Bohemian Hall of the Cesko Slovanska Podporujici Spolecnost, Lodge No. 71
Many immigrants came and continue to come to the United States seeking a better life; with their decisions to leave their native homelands often based on the recommendations and encouraging letters of others who had immigrated before them. However, in doing so they left behind not only their homes and way of life, but also the traditional support system provided by their family and friends. In many places throughout the United States, including Saginaw County, immigrants often chose to settle in ethnic neighborhoods, relying on cultural familiarity to aid them in their transition into American society. By the 1850s, some immigrant groups, in particular the Czechs and Slovaks, decided to do more to help their families and friends. “They felt a need for mutual support in times of sickness and a way to provide for widows and children. They also wanted some suitable social activity and a gathering place to discuss their problems.” (CSA Fraternal Life website)

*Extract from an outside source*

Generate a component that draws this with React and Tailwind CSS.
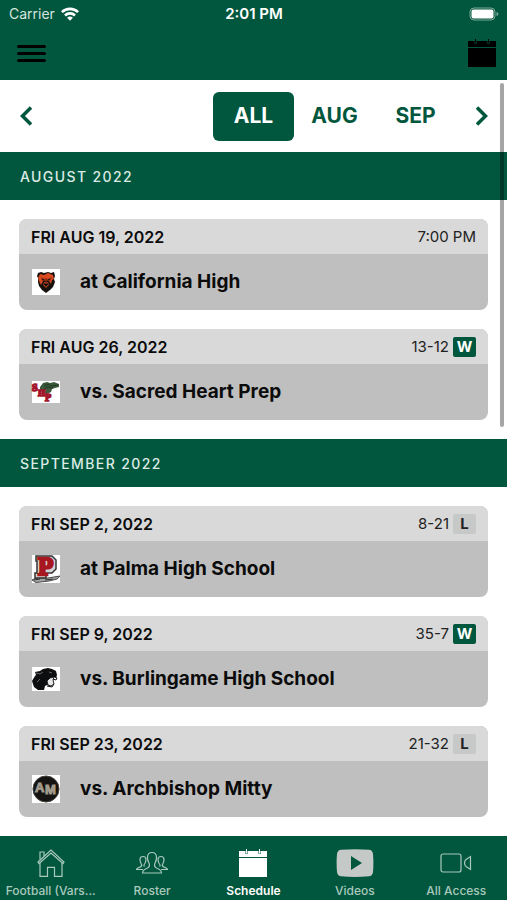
import { useState } from 'react';

const games = [
  {
    month: 'AUGUST 2022',
    items: [
      { date: 'FRI AUG 19, 2022', opponent: 'at California High', time: '7:00 PM', logo: BearLogo },
      { date: 'FRI AUG 26, 2022', opponent: 'vs. Sacred Heart Prep', score: '13-12', result: 'W', logo: GatorLogo },
    ],
  },
  {
    month: 'SEPTEMBER 2022',
    items: [
      { date: 'FRI SEP 2, 2022', opponent: 'at Palma High School', score: '8-21', result: 'L', logo: PalmaLogo },
      { date: 'FRI SEP 9, 2022', opponent: 'vs. Burlingame High School', score: '35-7', result: 'W', logo: PantherLogo },
      { date: 'FRI SEP 23, 2022', opponent: 'vs. Archbishop Mitty', score: '21-32', result: 'L', logo: MittyLogo },
    ],
  },
];

const tabs = [
  { label: 'Football (Vars...', icon: HomeIcon },
  { label: 'Roster', icon: RosterIcon },
  { label: 'Schedule', icon: CalendarIcon },
  { label: 'Videos', icon: VideosIcon },
  { label: 'All Access', icon: CameraIcon },
];

function BearLogo() {
  return (
    <svg viewBox="0 0 28 26" className="w-7">
      <rect width="28" height="26" fill="#fff" />
      <path d="M6 4l3-1 3 1 4-1 3 1 3-1 1 4-1 3 1 3-2 5-3 3-4 3-4-3-3-4-1-4V9L5 7z" fill="#17110e" />
      <path d="M8 5l4 1 4-2 5 2 1 4-2 1-1 4-2-3-3-2-3 2-2 4-2-4-1-3z" fill="#d94a20" />
      <path d="M9 8l3 2 2-1 2 1 4-2-2 4-2-1-2 2-2-2-2 1z" fill="#8c2a12" />
      <path d="M12 13h4l1 3-3 3-3-3z" fill="#a23a1c" />
      <path d="M12 15h4l-2 2zM10 10l2 1M18 10l-2 1" fill="#17110e" stroke="#17110e" strokeWidth="1" />
    </svg>
  );
}

function GatorLogo() {
  return (
    <svg viewBox="0 0 28 22" className="w-7 overflow-visible">
      <rect width="28" height="22" fill="#fff" />
      <path d="M8 6l3-4 4-1 3 1 4-1 5 2v3l-4 1-3 1-1 3-4 2-4-1-3-2z" fill="#3c5a3b" />
      <path d="M12 5l4-2 3 2 7-1M11 9l4-3 6 1" fill="none" stroke="#1f3420" strokeWidth="1" />
      <g fontFamily="Liberation Serif, serif" fontWeight="700" fill="#a3152b" stroke="#a3152b" strokeWidth="1.500">
        <text x="0" y="10" fontSize="10">S</text>
        <text x="6" y="15" fontSize="9">H</text>
        <text x="13" y="20" fontSize="10">P</text>
      </g>
    </svg>
  );
}

function PalmaLogo() {
  return (
    <svg viewBox="0 0 28 28" className="w-7 overflow-visible">
      <rect width="28" height="28" fill="#fff" />
      <path d="M0 25l4-2h12l12-2-3 3-8 2-13 1.500z" fill="#a5a5a5" stroke="#4a4a4a" strokeWidth="1" />
      <path d="M4 1h16l4 4v9l-4 4h-6v5H3v-5h2V6H4z" fill="#d5d5d5" stroke="#333" strokeWidth="1.500" />
      <text x="6" y="20" fontFamily="Liberation Serif, serif" fontWeight="700" fontSize="25" fill="#a8161f" stroke="#a8161f" strokeWidth="2.500">P</text>
      <path d="M2 25l6-1M13 25l8-1" stroke="#333" strokeWidth="1" />
    </svg>
  );
}

function PantherLogo() {
  return (
    <svg viewBox="0 0 28 24" className="w-7">
      <rect width="28" height="24" fill="#fff" />
      <path d="M0 14l3-5 1-1-1-3 5-1 3-2 5-1 4 1 4 2 1 4-1 3-2-1-4 2-2 3 2 4-3-1-2 1-1 4H6l-4-3z" fill="#0d0e10" />
      <path d="M15 14l3-3 4-1-1 3 1 4-3 2-3-1z" fill="#e8e8e8" stroke="#222" strokeWidth="1" />
      <path d="M21 9l4 2-1 2-3-1M15 19l5 1 2-3" fill="none" stroke="#111" strokeWidth="1" />
      <path d="M4 6l4 1 3-2M17 5l3 1M5 15l3-3" fill="none" stroke="#666" strokeWidth="1" />
    </svg>
  );
}

function MittyLogo() {
  return (
    <svg viewBox="0 0 28 28" className="w-7 overflow-visible">
      <rect width="28" height="28" fill="#fff" />
      <circle cx="14" cy="14" r="13" fill="#161412" stroke="#44423c" strokeWidth="1" />
      <g fontFamily="Liberation Sans, sans-serif" fontWeight="700" fill="#a39c8c" stroke="#a39c8c" strokeWidth="1">
        <text x="3" y="17" fontSize="13">A</text>
        <text x="13" y="19" fontSize="13">M</text>
      </g>
    </svg>
  );
}

function HomeIcon() {
  return (
    <svg viewBox="0 0 28 28" className="h-7 w-7" fill="none" stroke="currentColor" strokeWidth="1.200">
      <path d="M1 13L14 1l13 12-1 1.500L14 4 2 14.500z" />
      <path d="M3 10.500V3h4v4" />
      <path d="M3 14v13.300h7.500v-9h7v9H25V14" />
    </svg>
  );
}

function RosterIcon() {
  return (
    <svg viewBox="0 0 32 28" className="h-7 w-8" fill="none" stroke="currentColor" strokeWidth="1.200">
      <path d="M16 3.500c3 0 4.500 2 4.500 5 0 2.500-.5 4-1.500 5.500-1 2.500-.5 4 1.500 5 3.500 1.500 5 2.500 5 5h-19c0-2.500 1.500-3.500 5-5 2-1 2.500-2.500 1.500-5-1-1.500-1.500-3-1.500-5.500 0-3 1.500-5 4.500-5z" />
      <path d="M8.500 17.500c-.8-.6-.8-1.500 0-2.500C9.600 13.500 10 12 10 10.500 10 8.500 8.800 7.500 7 7.500S4 8.500 4 10.500c0 1.500.4 3 1.300 4.500.9 1.500.2 2.500-1.800 3.300C1.700 19 .7 19.500.5 20.500H7" />
      <path d="M23.500 17.500c.8-.6.8-1.500 0-2.500-1.100-1.500-1.500-3-1.500-4.500 0-2 1.200-3 3-3s3 1 3 3c0 1.500-.4 3-1.300 4.500-.9 1.500-.2 2.500 1.800 3.300 1.800.7 2.800 1.200 3 2.200H25" />
    </svg>
  );
}

function CalendarIcon() {
  return (
    <svg viewBox="0 0 28 28" className="h-7 w-7">
      <path d="M0 2h28v26H0z" fill="currentColor" />
      <path d="M0 8.500h28" stroke="#01573d" strokeWidth="1" />
      <path d="M7.500 1v4M20.500 1v4" stroke="#01573d" strokeWidth="2" />
      <path d="M7.500 0v4.500M20.500 0v4.500" stroke="currentColor" strokeWidth="1" />
    </svg>
  );
}

function VideosIcon() {
  return (
    <svg viewBox="0 0 38 28" className="h-7 w-[38px]">
      <path d="M5 .8Q19-.5 33 .8 36.500 1 37 5q.8 9 0 18-.5 4-4 4.300-14 1.200-28 0Q1.500 27 1 23 .2 14 1 5 1.500 1 5 .8z" fill="#c4c8c7" />
      <path d="M15 7l11 7-11 7z" fill="#01573d" />
    </svg>
  );
}

function CameraIcon() {
  return (
    <svg viewBox="0 0 32 28" className="h-7 w-8" fill="none" stroke="currentColor" strokeWidth="1.200">
      <rect x="1" y="5" width="20" height="18" rx="2" />
      <path d="M30.500 7.500v13L26 17.500c-2-1.500-2-5.500 0-7z" />
    </svg>
  );
}

function StatusBar() {
  return (
    <div className="grid h-7 grid-cols-3 items-center pr-2 pl-[9px] text-white">
      <div className="flex items-center gap-[6px] text-[14px] leading-6 text-[#d5e5df]">
        Carrier
        <svg viewBox="0 0 18 14" className="w-[18px]" fill="none" stroke="#fff" strokeWidth="2.600">
          <path d="M.9 5.200a11.500 11.500 0 0 1 16.200 0M4 8.500a7 7 0 0 1 10 0" />
          <path d="M9 13.800l-2.900-3a4.200 4.200 0 0 1 5.800 0z" fill="#fff" stroke="none" />
        </svg>
      </div>
      <div className="text-center text-[15px] font-semibold">2:01 PM</div>
      <svg viewBox="0 0 30 14" className="w-[30px] justify-self-end">
        <rect x="1" y="1" width="25" height="12" rx="4" fill="none" stroke="#7da997" strokeWidth="1" />
        <rect x="2.500" y="2.500" width="22" height="9" rx="2" fill="#fff" />
        <path d="M27.500 5q2 .5 2 2t-2 2z" fill="#7da997" />
      </svg>
    </div>
  );
}

function GameCard({ game }) {
  const Logo = game.logo;

  return (
    <li className="overflow-hidden rounded-lg bg-[#bfbfbf] text-[#0b0b0b]">
      <div className="flex h-[35px] items-center justify-between bg-[#d9d9d9] px-3">
        <span className="text-[16px] leading-6 font-semibold">{game.date}</span>
        <div className="flex items-center gap-1 text-[15px] leading-6 text-[#222]">
          {game.time || game.score}
          {game.result === 'W' && (
            <span className="w-[23px] rounded-xs bg-[#01573d] text-center leading-5 font-bold text-white">W</span>
          )}
          {game.result === 'L' && (
            <span className="w-[23px] rounded-xs bg-[#c7c9c9] text-center leading-5 font-bold">L</span>
          )}
        </div>
      </div>
      <div className="flex h-14 items-center gap-5 px-[13px]">
        <Logo />
        <span className="text-[19px] leading-7 font-bold">{game.opponent}</span>
      </div>
    </li>
  );
}

const App = () => {
  const [month, setMonth] = useState('ALL');
  const [tab, setTab] = useState('Schedule');

  return (
    <div className="flex min-h-screen flex-col bg-white font-['Inter',sans-serif]">

      <header className="h-20 bg-[#01573d]">
        <StatusBar />
        <div className="flex h-[50px] items-center justify-between pr-[11px] pl-[17px]">
          <button aria-label="Menu" className="flex w-[29px] flex-col gap-1">
            <span className="h-[3px] rounded-full bg-black" />
            <span className="h-[3px] rounded-full bg-black" />
            <span className="h-[3px] rounded-full bg-black" />
          </button>
          <button aria-label="Calendar" className="text-black">
            <CalendarIcon />
          </button>
        </div>
      </header>

      <main className="relative flex-1">
        <div className="flex h-[72px] items-center text-[#01573d]">
          <button aria-label="Previous" className="flex w-[51px] justify-center">
            <svg viewBox="0 0 12 20" className="h-5" fill="none" stroke="currentColor" strokeWidth="3.500">
              <path d="M11 1.500L2.500 10l8.500 8.500" />
            </svg>
          </button>
          <div className="flex flex-1 justify-end">
            {['ALL', 'AUG', 'SEP'].map((name) => (
              <button
                key={name}
                onClick={() => setMonth(name)}
                className={`h-[49px] w-[81px] rounded-md text-[21px] leading-8 font-bold ${month === name ? 'bg-[#01573d] text-white' : ''}`}
              >
                {name}
              </button>
            ))}
          </div>
          <button aria-label="Next" className="flex w-[51px] justify-center">
            <svg viewBox="0 0 12 20" className="h-5" fill="none" stroke="currentColor" strokeWidth="3.500">
              <path d="M1 1.500L9.500 10 1 18.500" />
            </svg>
          </button>
        </div>

        {games.map((group) => (
          <section key={group.month}>
            <h2 className="flex h-12 items-center bg-[#01573d] px-5 text-[14px] font-medium tracking-widest text-[#dcebe5]">
              {group.month}
            </h2>
            <ul className="flex flex-col gap-[19px] p-[19px]">
              {group.items.map((game) => (
                <GameCard key={game.date} game={game} />
              ))}
            </ul>
          </section>
        ))}

        {/* scroll indicator */}
        <div className="absolute top-[3px] right-[3px] h-[344px] w-1 rounded-full bg-black/35" />
      </main>

      <nav className="sticky bottom-0 grid h-16 grid-cols-5 bg-[#01573d]">
        {tabs.map(({ label, icon: Icon }) => (
          <a
            key={label}
            href="#"
            onClick={() => setTab(label)}
            className={`flex min-w-0 flex-col items-center gap-1 pt-[13px] text-[12px] leading-5 ${tab === label ? 'font-semibold text-white' : 'font-medium text-[#a9c9bd]'}`}
          >
            <Icon />
            <span className="max-w-full truncate">{label}</span>
          </a>
        ))}
      </nav>
    </div>
  );
};

export default App;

On “March 4th, 1854, 29 Czech immigrant men met in the back room of Jacob Mottl's tavern in St. Louis, Missouri. These men formed a mutual benefit society to gain security and to make sure that if one of them died, the funeral would be paid for by the society, and the wife and children would be helped by the members in their immediate needs. This organization, the Cesko Slovanska Podporujici Spolecnost (Czecho-Slovak Protective Society or CSPS), laid the groundwork for a modern fraternal in this country, which served as a model for many other fraternal benefit societies in America organized in later years.” (CSA Fraternal Life website)
Over the next several decades the society spread throughout the United States and on November 20, 1881, James Rebec formed Lodge No. 71 (later renamed the East Saginaw Lodge No. 214 of the CSA and today called the Saginaw Valley No. 214) in Saginaw. Seven years later they would dedicate their hall:
“The dedication of the new Bohemian Hall, just completed, on the corner of Twelfth and Wadsworth streets, took place last evening, and was an event in the history of the society that will long be pleasantly remembered. There was a large attendance, all seemingly going in for a good time and enjoying themselves. Evergreens artistically arranged saluted the eyes on every side, hanging in festoons, besides flags and mottoes, while on the south wall, worked in evergreens were inscribed the words “Welcome, C.S.P.A.” Prof. Reiss’ orchestra contributed their share to the evening’s pleasure and rendered some fine selections.The speechifying did not commence until quite late, owing to the late arrival of some of the members of the Common Council. Addresses were made by Mayor Baum, Rev. Rowland Connor, George W. Weadock and City Attorney Davitt, all being appropriate, brief and to the point. Dancing followed the speeches, and this was kept up until the grey dawn of daylight nearly appeared. The whole affair was a pleasing success, and the society are to be congratulated upon the handsome hall they have erected, which is a credit to them and the city.”
--Saginaw Evening News, December 11, 1888
To better accommodate the needs of the society, the hall would be remodeled, and a basement added in 1911. Bohemian Hall continued to provide a source of social activities as well as serve as a gathering place for its members for many decades to come. In 1950, however, the dining area was damaged by fire and although it was remodeled, the hall was torn down by 1960. Years later, even though the Lodge owned 10 acres of land on Gratiot near Hemlock, a new hall was never constructed.
Whether it was an event at the Bohemian Hall or a neighborhood picnic, no gathering of Czechs was and still is complete without homemade kolaches. And as many variations there are in the spelling of “kolache” there are just as many regional and family variations to the recipe as well as the choice of fillings.